リベンジ退職
リベンジ退職とは?
「リベンジ退職」とは、職場への不満や在職中に受けた不当な扱いへの報復として、企業に損害を与える形で退職する行為。「リベンジ(復讐)」という言葉の通り、職場へのネガティブな感情が引き金となります。重要なプロジェクトの最中に突然退職を告げる、引き継ぎを全く行わない、企業の機密情報やノウハウを持ち出す、SNSで内部事情を暴露する、といった行動が挙げられます。企業イメージの低下や組織崩壊にまで発展するリスクをはらんでいるため、未然に防ぐための対策が必要です。
なぜ「復讐」を招くのか
リベンジ退職の発生要因と企業の予防策
リベンジ退職が注目される背景には、労働市場の流動化やSNSの普及があります。転職が一般的となり、個人が情報を発信しやすくなったことで、従業員の不満が企業への直接的な攻撃として顕在化しやすくなりました。
リベンジ退職の典型的な行動として、後任者が困ることを意図した不十分な引き継ぎや、主要な取引先に迷惑をかけるような業務への直接的な妨害、口コミサイトやSNSへの根拠のない誹謗中傷の書き込みなどが挙げられます。これらの行動が、残された従業員の士気低下や採用活動の停滞など、長期間にわたり影響を与えることもあります。

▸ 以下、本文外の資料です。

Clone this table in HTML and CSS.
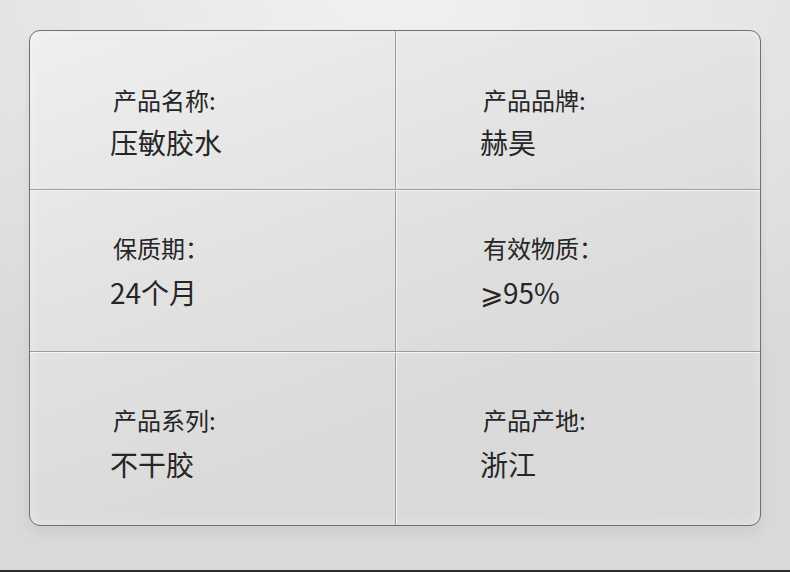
FILE: index.html
```html
<!DOCTYPE html>
<html lang="zh">
<head>
<meta charset="utf-8">
<link rel="stylesheet" href="styles.css">
</head>
<body>
<div class="page">
  <div class="card">
    <div class="row row1">
      <div class="cell"><div class="label">产品名称:</div><div class="value">压敏胶水</div></div>
      <div class="cell right"><div class="label">产品品牌:</div><div class="value">赫昊</div></div>
    </div>
    <div class="row row2">
      <div class="cell"><div class="label">保质期：</div><div class="value">24个月</div></div>
      <div class="cell right"><div class="label">有效物质：</div><div class="value">⩾95%</div></div>
    </div>
    <div class="row row3">
      <div class="cell"><div class="label">产品系列:</div><div class="value">不干胶</div></div>
      <div class="cell right"><div class="label">产品产地:</div><div class="value">浙江</div></div>
    </div>
  </div>
</div>
<div class="bottom-line"></div>
</body>
</html>
```
FILE: styles.css
```css
html, body {
  margin: 0;
  padding: 0;
}
body {
  width: 790px;
  height: 572px;
  overflow: hidden;
  background: radial-gradient(ellipse 700px 420px at 50% 0%, #f1f1f1 0%, #e6e6e6 50%, #d9d9d9 100%);
  font-family: "Noto Sans CJK SC", "Noto Sans", sans-serif;
  color: #262626;
  display: flex;
  flex-direction: column;
}
.page {
  flex: 1;
  padding: 30px 29px 0 29px;
}
.card {
  width: 732px;
  height: 496px;
  box-sizing: border-box;
  border: 1px solid #707070;
  border-radius: 11px;
  background: linear-gradient(160deg, #efefef 0%, #e2e2e2 40%, #dadada 70%, #d9d9d9 100%);
  box-shadow: 0 6px 12px rgba(0,0,0,0.06), inset 0 0 14px rgba(255,255,255,0.35);
  display: flex;
  flex-direction: column;
  overflow: hidden;
}
.row {
  display: flex;
}
.row1 {
  height: 158px;
  border-bottom: 1px solid #9c9c9c;
  box-shadow: 0 1px 0 #f6f6f6;
}
.row2 {
  height: 160px;
  margin-top: 1px;
  border-bottom: 1px solid #9c9c9c;
  box-shadow: 0 1px 0 #f6f6f6;
}
.row3 {
  flex: 1;
  margin-top: 1px;
}
.cell {
  width: 366px;
  box-sizing: border-box;
  padding-left: 80px;
  border-right: 1px solid #9c9c9c;
  box-shadow: 1px 0 0 #f3f3f3;
  display: flex;
  flex-direction: column;
}
.cell.right {
  flex: 1;
  border-right: none;
  box-shadow: none;
  margin-left: 1px;
  padding-left: 83px;
}
.row1 .cell { padding-top: 55px; gap: 12px; }
.row2 .cell { padding-top: 43px; gap: 14px; }
.row3 .cell { padding-top: 53px; gap: 14px; }
.label {
  font-size: 24px;
  line-height: 28px;
  margin-left: 3px;
}
.value {
  font-size: 28px;
  line-height: 32px;
}
.bottom-line {
  height: 2px;
  background: #2e2e2e;
}
```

こうした行動の引き金となるのは、上司からのパワーハラスメント、同僚と比べて不当に低い評価や給与、過度な長時間労働の強要といった、従業員が在職中に感じる「怒り」や「不公平感」。自身の尊厳を傷つけられたと感じ、会社との信頼関係が崩壊したとき、「自分を不当に扱った会社に一矢報いたい」という強い復讐心が芽生えるのです。

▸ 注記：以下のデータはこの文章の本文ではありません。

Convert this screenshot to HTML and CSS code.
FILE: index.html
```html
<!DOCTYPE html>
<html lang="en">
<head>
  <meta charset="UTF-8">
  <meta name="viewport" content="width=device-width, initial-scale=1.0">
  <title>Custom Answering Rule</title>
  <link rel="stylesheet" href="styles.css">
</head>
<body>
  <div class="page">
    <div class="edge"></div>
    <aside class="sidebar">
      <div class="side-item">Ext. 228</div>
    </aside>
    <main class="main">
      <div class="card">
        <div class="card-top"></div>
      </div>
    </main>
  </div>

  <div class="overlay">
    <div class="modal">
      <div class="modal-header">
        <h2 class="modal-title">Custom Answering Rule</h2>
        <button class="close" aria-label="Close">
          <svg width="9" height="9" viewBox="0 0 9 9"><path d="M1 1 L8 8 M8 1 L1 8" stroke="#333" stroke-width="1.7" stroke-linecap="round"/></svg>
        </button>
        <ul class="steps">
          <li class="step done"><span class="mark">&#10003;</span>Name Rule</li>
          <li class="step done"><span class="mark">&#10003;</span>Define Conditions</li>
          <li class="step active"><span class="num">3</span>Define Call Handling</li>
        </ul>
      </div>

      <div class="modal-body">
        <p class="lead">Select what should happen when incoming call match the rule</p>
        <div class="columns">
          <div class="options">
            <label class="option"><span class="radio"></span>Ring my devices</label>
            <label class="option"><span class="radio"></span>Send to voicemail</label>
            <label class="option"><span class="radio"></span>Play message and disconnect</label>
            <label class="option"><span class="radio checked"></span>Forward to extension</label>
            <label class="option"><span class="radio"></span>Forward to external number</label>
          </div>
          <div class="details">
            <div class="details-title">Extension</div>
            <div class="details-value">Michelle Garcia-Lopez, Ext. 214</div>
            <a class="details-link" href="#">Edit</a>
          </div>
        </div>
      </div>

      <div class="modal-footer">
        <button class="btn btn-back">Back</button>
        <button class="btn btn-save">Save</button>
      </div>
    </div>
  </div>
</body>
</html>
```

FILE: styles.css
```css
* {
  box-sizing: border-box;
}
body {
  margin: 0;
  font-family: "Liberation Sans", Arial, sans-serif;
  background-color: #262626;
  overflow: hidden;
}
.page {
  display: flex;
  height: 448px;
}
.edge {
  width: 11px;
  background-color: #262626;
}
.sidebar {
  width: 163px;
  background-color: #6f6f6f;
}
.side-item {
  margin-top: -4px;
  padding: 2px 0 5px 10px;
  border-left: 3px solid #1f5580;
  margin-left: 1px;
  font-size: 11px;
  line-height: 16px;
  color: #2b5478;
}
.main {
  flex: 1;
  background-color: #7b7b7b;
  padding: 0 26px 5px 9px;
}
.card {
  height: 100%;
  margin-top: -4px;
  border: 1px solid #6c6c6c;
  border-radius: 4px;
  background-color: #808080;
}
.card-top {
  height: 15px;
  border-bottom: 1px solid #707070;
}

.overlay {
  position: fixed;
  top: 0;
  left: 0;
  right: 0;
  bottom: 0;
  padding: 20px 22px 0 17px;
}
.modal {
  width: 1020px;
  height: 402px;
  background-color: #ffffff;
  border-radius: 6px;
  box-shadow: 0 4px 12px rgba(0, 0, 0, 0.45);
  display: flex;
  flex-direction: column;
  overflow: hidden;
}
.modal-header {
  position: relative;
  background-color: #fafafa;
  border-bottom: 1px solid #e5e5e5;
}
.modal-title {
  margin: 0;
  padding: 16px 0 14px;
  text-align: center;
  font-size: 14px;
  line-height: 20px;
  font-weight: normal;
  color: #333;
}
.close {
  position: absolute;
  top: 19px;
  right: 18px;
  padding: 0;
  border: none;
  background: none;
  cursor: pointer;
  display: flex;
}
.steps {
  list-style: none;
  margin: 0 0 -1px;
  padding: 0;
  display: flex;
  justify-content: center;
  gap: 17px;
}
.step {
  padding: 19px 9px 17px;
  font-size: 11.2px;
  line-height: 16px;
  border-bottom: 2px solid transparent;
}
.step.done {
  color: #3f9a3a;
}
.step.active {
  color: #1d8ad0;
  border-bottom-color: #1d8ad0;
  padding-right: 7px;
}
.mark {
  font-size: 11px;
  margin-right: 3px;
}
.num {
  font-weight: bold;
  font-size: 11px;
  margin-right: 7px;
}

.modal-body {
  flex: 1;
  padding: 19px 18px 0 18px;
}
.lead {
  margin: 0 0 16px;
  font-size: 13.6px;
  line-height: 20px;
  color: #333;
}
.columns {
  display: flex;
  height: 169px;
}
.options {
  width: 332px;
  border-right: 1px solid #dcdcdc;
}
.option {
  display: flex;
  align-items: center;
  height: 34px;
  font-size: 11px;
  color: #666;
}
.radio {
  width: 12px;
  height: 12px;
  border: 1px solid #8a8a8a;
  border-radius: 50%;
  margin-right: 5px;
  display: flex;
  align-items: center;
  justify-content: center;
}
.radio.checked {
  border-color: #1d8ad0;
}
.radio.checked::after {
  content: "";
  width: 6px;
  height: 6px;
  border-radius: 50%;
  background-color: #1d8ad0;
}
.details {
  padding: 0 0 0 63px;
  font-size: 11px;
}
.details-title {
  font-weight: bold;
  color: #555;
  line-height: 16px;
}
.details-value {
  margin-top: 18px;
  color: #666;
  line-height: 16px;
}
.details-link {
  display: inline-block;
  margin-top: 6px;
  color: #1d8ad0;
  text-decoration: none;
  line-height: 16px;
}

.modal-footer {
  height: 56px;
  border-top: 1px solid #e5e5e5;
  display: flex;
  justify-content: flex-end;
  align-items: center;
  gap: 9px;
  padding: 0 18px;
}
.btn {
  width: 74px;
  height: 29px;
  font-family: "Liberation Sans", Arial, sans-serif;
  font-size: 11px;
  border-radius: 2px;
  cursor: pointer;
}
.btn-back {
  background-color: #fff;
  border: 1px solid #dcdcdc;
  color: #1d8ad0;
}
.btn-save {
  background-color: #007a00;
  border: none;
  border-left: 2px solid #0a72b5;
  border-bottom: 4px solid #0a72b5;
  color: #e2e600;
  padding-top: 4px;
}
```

近年話題となった「静かな退職(Quiet Quitting)」が、契約の範囲内でしか働かないという“消極的な抵抗”であるのに対し、リベンジ退職は企業に損害を与えることを目的とした“積極的な攻撃”です。
リベンジ退職を未然に防ぐには、従業員との健全な関係構築が不可欠です。人事部門が主導すべき対策の第一歩は、心理的安全性の高い職場環境を整備すること。定期的な1on1ミーティングやエンゲージメントサーベイを活用して、従業員が抱える不満や悩みを察知する仕組みづくりが求められます。ハラスメント相談窓口を形骸化させず、実効性のあるものにすることも有効です。

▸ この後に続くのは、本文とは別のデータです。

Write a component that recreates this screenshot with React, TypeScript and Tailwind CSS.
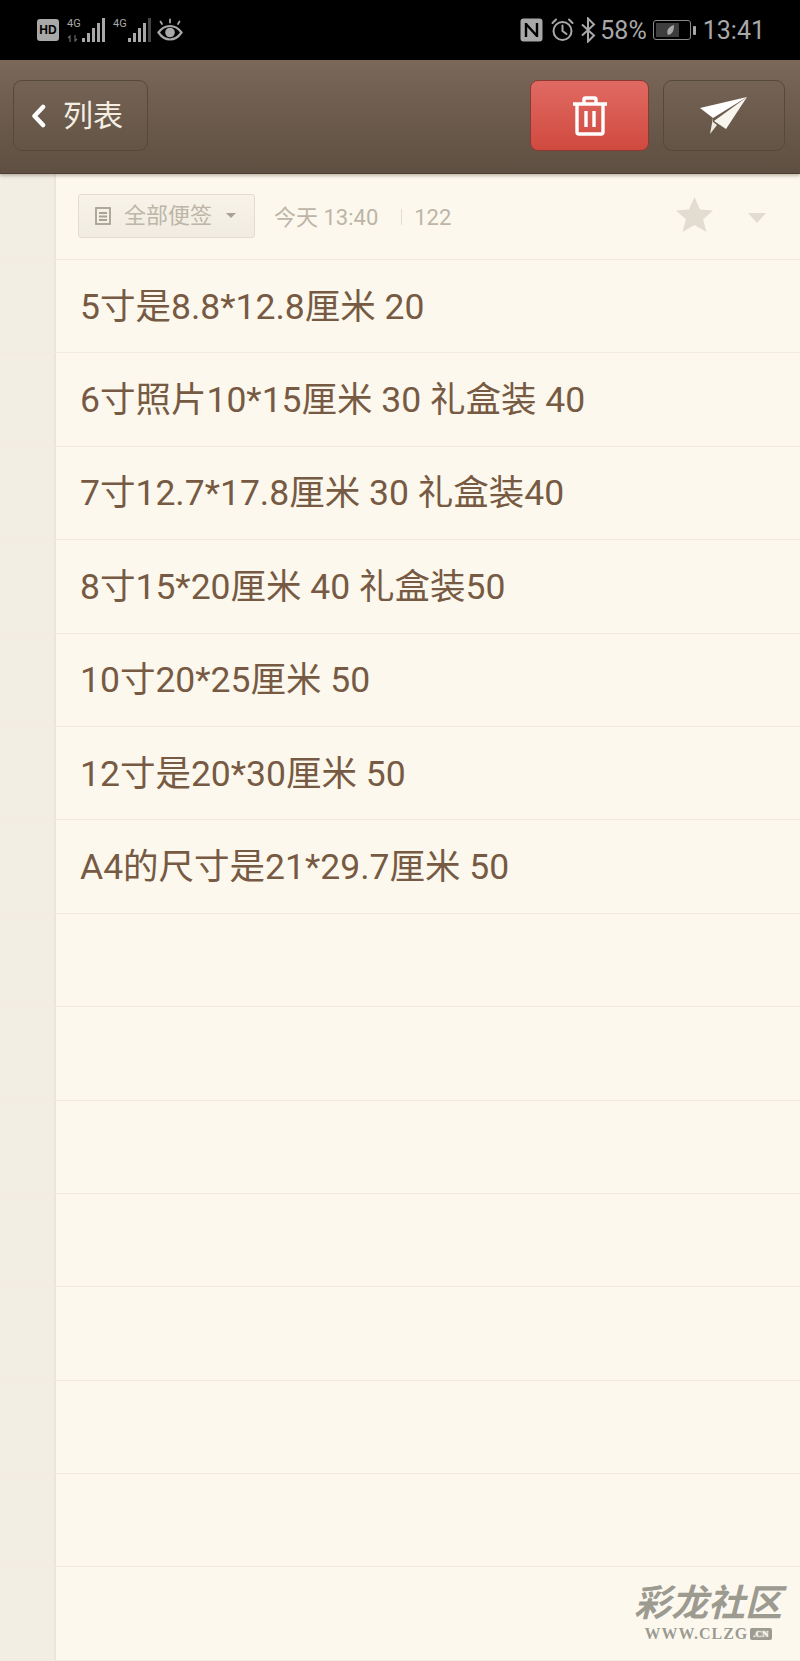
const rows = [
  "5寸是8.8*12.8厘米 20",
  "6寸照片10*15厘米 30 礼盒装 40",
  "7寸12.7*17.8厘米 30 礼盒装40",
  "8寸15*20厘米 40 礼盒装50",
  "10寸20*25厘米 50",
  "12寸是20*30厘米 50",
  "A4的尺寸是21*29.7厘米 50",
  "", "", "", "", "", "", "", "",
];

const font = "font-['Roboto','Noto_Sans_CJK_SC',sans-serif]";

function Signal({ bars }: { bars: number }) {
  const heights = [4, 9, 14, 19, 24];
  return (
    <div className="flex items-end gap-[2px]">
      {heights.map((h, i) => (
        <div
          key={i}
          className={i < bars ? "w-[3px] bg-[#a8a8a8]" : "w-[3px] bg-[#444444]"}
          style={{ height: h }}
        />
      ))}
    </div>
  );
}

function StatusBar() {
  return (
    <div className={`flex h-[60px] items-center justify-between bg-black pl-[37px] pr-[35px] text-[#a8a8a8] ${font}`}>
      <div className="flex items-center">
        <div className="flex h-[22px] w-[22px] items-center justify-center rounded-[3px] bg-[#a8a8a8] font-['Liberation_Sans',sans-serif] text-[12px] font-bold text-black">
          HD
        </div>
        <div className="ml-[8px] flex h-[24px] w-[14px] flex-col justify-between">
          <span className="text-[11px] leading-[11px]">4G</span>
          <svg width="12" height="7" viewBox="0 0 12 7" fill="none" stroke="#666666" strokeWidth="1.200">
            <path d="M3 7V1L1 3M8 0v6l2-2" />
          </svg>
        </div>
        <div className="ml-[1px]">
          <Signal bars={5} />
        </div>
        <div className="ml-[8px] flex h-[24px] w-[14px] items-start">
          <span className="text-[11px] leading-[11px]">4G</span>
        </div>
        <div className="ml-[1px]">
          <Signal bars={4} />
        </div>
        <svg className="ml-[6px]" width="26" height="24" viewBox="0 0 26 24" fill="none" stroke="#a8a8a8">
          <path d="M1.500 14.500C5 9.500 9 8 13 8s8 1.500 11.500 6.500C21 19.500 17 21.500 13 21.500S5 19.500 1.500 14.500Z" strokeWidth="2.200" />
          <circle cx="13" cy="14.500" r="4.800" fill="#a8a8a8" stroke="none" />
          <path d="M5 6 3.500 3.500M13 4.500V1.500M21 6l1.500-2.500" strokeWidth="1.800" strokeLinecap="round" />
        </svg>
      </div>
      <div className="flex items-center">
        <svg width="23" height="24" viewBox="0 0 23 24" fill="none">
          <rect x="0.500" y="0.500" width="22" height="23" rx="3" fill="#a8a8a8" />
          <path d="M6 5v14M17 5v14M6 6l11 12" stroke="#000" strokeWidth="2.400" />
        </svg>
        <svg className="ml-[8px]" width="23" height="24" viewBox="0 0 23 24" fill="none" stroke="#a8a8a8" strokeWidth="2" strokeLinecap="round">
          <circle cx="11.500" cy="13" r="9" />
          <path d="M11.500 7.500V13l4 3M1.500 5 5 1.500M21.500 5 18 1.500" />
        </svg>
        <svg className="ml-[6px]" width="17" height="26" viewBox="0 0 15 26" fill="none" stroke="#a8a8a8" strokeWidth="2">
          <path d="M1 7.500 13 18.500 7 24.500V1.500l6 6L1 18.500" />
        </svg>
        <span className="ml-[3px] text-[25px] leading-none">58%</span>
        <svg className="ml-[6px]" width="44" height="22" viewBox="0 0 44 22" fill="none">
          <rect x="0.500" y="1.500" width="37" height="19" rx="2.500" stroke="#8a8a8a" />
          <rect x="3" y="4" width="23" height="14" fill="#3d3d3d" />
          <path d="M15 16c-2-4 0-8 6-10 0 5-1 9-6 10Z" fill="#a8a8a8" />
          <rect x="40" y="7" width="3" height="9" rx="1" fill="#a8a8a8" />
        </svg>
        <span className="ml-[6px] text-[25px] leading-none">13:41</span>
      </div>
    </div>
  );
}

function Header() {
  return (
    <div className="relative z-10 flex h-[114px] items-center justify-between border-b border-b-[#4b3e33] bg-gradient-to-b from-[#7a6859] to-[#5e4f42] pl-[13px] pr-[15px] pb-[2px] shadow-[0_2px_3px_rgba(90,70,50,0.35)]">
      <button className={`flex h-[71px] w-[135px] items-center rounded-[9px] border border-[#55483c] pl-[17px] text-[30px] leading-none text-[#f3ede2] ${font}`}>
        <svg width="16" height="24" viewBox="0 0 16 24" fill="none" stroke="#fff" strokeWidth="4.500" strokeLinecap="round" strokeLinejoin="round">
          <path d="M12 3 3.500 12l8.500 9" />
        </svg>
        <span className="ml-[16px]">列表</span>
      </button>
      <div className="flex gap-[14px]">
        <button className="flex h-[71px] w-[119px] items-center justify-center rounded-[8px] border border-[#8a3a32] bg-gradient-to-b from-[#e06a62] to-[#d0493f]">
          <svg width="36" height="40" viewBox="0 0 36 40" fill="none" stroke="#fff" strokeWidth="3.400">
            <path d="M1 8h34M12 8V3.500c0-1 .6-1.500 1.500-1.500h9c.9 0 1.500.5 1.500 1.500V8" />
            <path d="M5 8v28c0 1.500 1 2 2 2h22c1 0 2-.5 2-2V8" />
            <path d="M14 15v16M22 15v16" />
          </svg>
        </button>
        <button className="flex h-[71px] w-[122px] items-center justify-center rounded-[9px] border border-[#55483c]">
          <svg width="48" height="38" viewBox="0 0 48 38" fill="none">
            <path d="M0 11 47 0 13 21Z" fill="#fff" />
            <path d="M47 0 26 32 14 24Z" fill="#f8f5ee" />
            <path d="M13 21l-3 16 7-9 -4-3Z" fill="#f0ebe2" />
          </svg>
        </button>
      </div>
    </div>
  );
}

function NoteMeta() {
  return (
    <div className="flex h-[86px] border-b border-b-[#f2ece0]">
      <div className="w-[56px] shrink-0 border-r-2 border-r-[#ebe6da] bg-[#f2eee4]" />
      <div className={`flex flex-1 items-center pl-[22px] pr-[33px] ${font}`}>
        <div className="mb-[2px] flex h-[44px] w-[177px] items-center rounded-[3px] border border-[#e3ddd0] bg-gradient-to-b from-[#f7f3e9] to-[#f1ece1] pl-[16px] text-[22px] text-[#bdb5a7]">
          <svg width="16" height="18" viewBox="0 0 16 18" fill="none" stroke="#a9a193" strokeWidth="1.800">
            <rect x="1" y="1" width="14" height="16" />
            <path d="M4 6h8M4 9.500h8M4 13h8" />
          </svg>
          <span className="ml-[13px]">全部便签</span>
          <div className="ml-[14px] h-0 w-0 border-x-[5px] border-t-[5px] border-x-transparent border-t-[#a9a193]" />
        </div>
        <span className="ml-[19px] mt-[1px] text-[22px] text-[#bdb5a7]">今天 13:40</span>
        <div className="ml-[23px] mt-[1px] h-[16px] w-[1px] bg-[#e3ddd0]" />
        <span className="ml-[12px] mt-[1px] text-[22px] text-[#bdb5a7]">122</span>
        <div className="ml-auto flex items-center">
          <svg className="mb-[4px]" width="37" height="35" viewBox="0 0 37 35" fill="#e3ddd1">
            <path d="M18.500 0 24 12.500 37 13.500 27 22.500 30.500 35 18.500 28 6.500 35 10 22.500 0 13.500 13 12.500Z" />
          </svg>
          <div className="ml-[35px] mr-[1px] mt-[3px] h-0 w-0 border-x-[9px] border-t-[10px] border-x-transparent border-t-[#e3ddd1]" />
        </div>
      </div>
    </div>
  );
}

export default function App() {
  return (
    <div className="relative h-[1661px] w-[800px] overflow-hidden bg-[#fcf8ed]">
      <StatusBar />
      <Header />
      <NoteMeta />
      {rows.map((text, i) => (
        <div key={i} className="flex h-[93.400px] border-b border-b-[#f2ece0]">
          <div className="w-[56px] shrink-0 border-r-2 border-r-[#ebe6da] bg-[#f2eee4]" />
          <div className={`flex flex-1 items-center pl-[24px] pt-[2px] text-[35.500px] text-[#775a43] ${font}`}>{text}</div>
        </div>
      ))}
      <div className="absolute bottom-[18px] right-[18px] flex flex-col items-center text-[#9d9a90] [text-shadow:0_0_2px_#fff]">
        <span className="font-['Noto_Sans_CJK_SC',serif] text-[37px] leading-[50px] font-bold italic">彩龙社区</span>
        <div className="flex items-center font-['Liberation_Serif',serif] text-[16px] leading-[18px] font-bold tracking-[1px]">
          <span>WWW.CLZG</span>
          <span className="ml-[2px] rounded-[2px] bg-[#9d9a90] px-[3px] text-[9px] leading-[12px] tracking-normal text-[#fcf8ed]">.CN</span>
        </div>
      </div>
    </div>
  );
}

評価や処遇の公平性・透明性の担保も欠かせません。評価基準を明確にし、フィードバックを丁寧に行うことで、従業員の納得感を高めることができます。「頑張っても報われない」という不公平感をなくすことが、リベンジの芽を摘むことにつながるのです。退職の意向が示された際は、その理由を丁寧にヒアリングする「エグジットインタビュー(退職者面談)」を実施し、組織課題の改善につなげる姿勢を示します。
リベンジ退職は、特定の個人の問題として片付けられるものではありません。組織内に存在するゆがみや不満が噴出した危険信号です。従業員一人ひとりを尊重し、誠実に向き合うことこそが、最大のリスクマネジメントと言えるでしょう。